Mere potentiality does not exist on its own, but enters into the creation of all things - except for the Supreme Cause. Mere potentiality thus stands at one pole of reality, while the Supreme Cause - or God - is at the other. Both of these entities are real. Materia prima contains the most attenuated reality, as it is pure indeterminateness. God, on the other hand, contains the highest, most complete reality, as God is on the highest level of determinateness. One of the central tasks of metaphysics, then, becomes the demonstration of the existence of the Supreme Cause. This is what Aristotle attempts to do in his First Philosophy.

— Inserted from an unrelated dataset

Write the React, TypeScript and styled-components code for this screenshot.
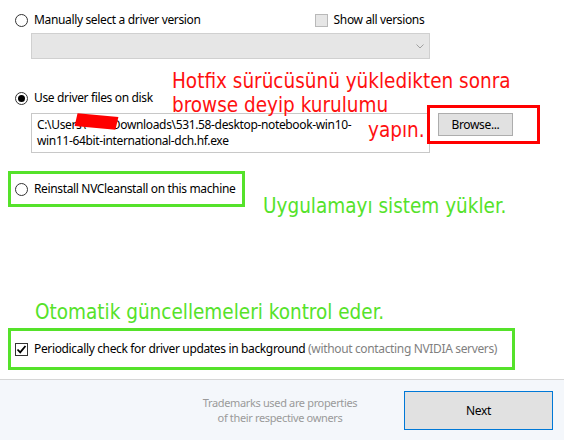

Departing from the first major premise of Socrates' teleological argument ("Whatever exists for a useful purpose must be the work of an intelligence"), Aristotle argues that, while motion is eternal, it is not possible that there may be an infinite series of movers and of things moved. Thus, there must be only one mover - the first in the series - that is unmoved.
In Metaphysics, Aristotle develops his notion that the actual is inherently antecedent to the potential. Thus, before all matter comes into existence, there must have existed a Being that is pure actuality, and whose life consists of self-contemplative thought. This is what God is. This Supreme Being managed to impart movement to the universe...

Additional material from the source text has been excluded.